Her debut recording session was on July 26, 1923, for Black Swan Records, where she was the first singer from Texas to record. She recorded for several record labels, including Black Swan, Victor, Pathé and Paramount, but most of her work was released by Columbia. On Black Swan and Paramount she was billed as Fae (or Faye) Barnes; on Pathé and Columbia she recorded as Maggie Jones. It is unknown whether the name change was due to marriage.

Over a three-year period, she was accompanied by such notables as Louis Armstrong, Fletcher Henderson, Charlie Green, and Elmer Snowden. Jones is especially noted for the six sides on which she was backed by Henderson and Armstrong; the writer Derrick Stewart-Baxter singled out "Good Time Flat Blues" as "her masterpiece". With Henderson and Green she recorded "North Bound Blues", with lyrics containing trenchant references to the South's Jim Crow laws, which was unusual for a classic female blues singer. In 1925, Jones recorded four songs written by Tom Delaney, including "If I Lose, Let Me Lose (Mamma Don't Mind)". By October 3, 1926, Jones had cut her final disc. In 1927, she performed with the Clarence Muse Vaudeville Company and sang in Hall Johnson's choir at the Roxy Theater in New York City.

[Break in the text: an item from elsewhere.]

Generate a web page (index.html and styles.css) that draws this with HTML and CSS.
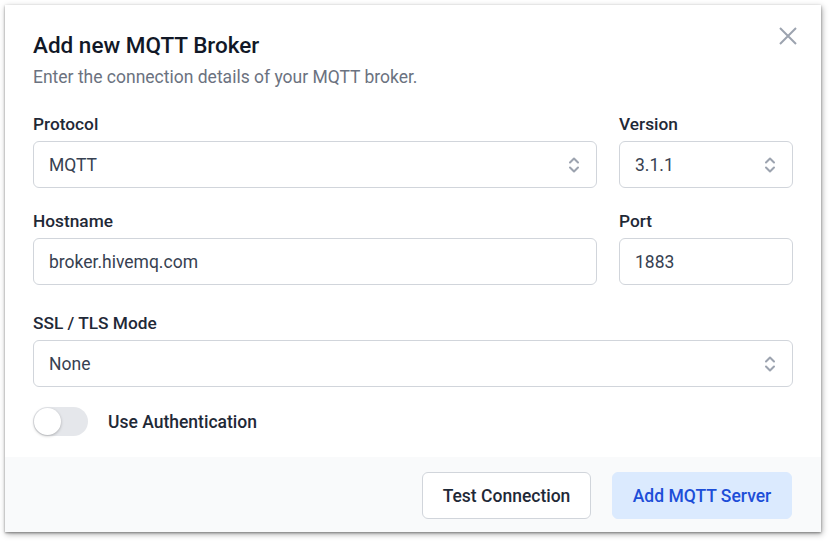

In 1928–1929, Jones appeared with Bill Robinson in the Broadway production of Lew Leslie's revue Blackbirds of 1928, which toured the United States and Canada. She often worked outside the music industry, including co-owning a clothes store in New York. By the early 1930s Jones moved on to Dallas, Texas, and ran her own revue troupe, which performed in Fort Worth. In 1934, she appeared in the All American Cabaret in Fort Worth. She subsequently disappeared from the public eye.

Her total recorded output is available on Maggie Jones, Complete Recorded Works in Chronological Order, Vol. 1 (August 1923 to April 1925) and Maggie Jones, Complete Recorded Works in Chronological Order, Vol. 2 (May 1925 to June 1926) (with Gladys Bentley, Complete Recorded Works in Chronological Order (1928/1929)).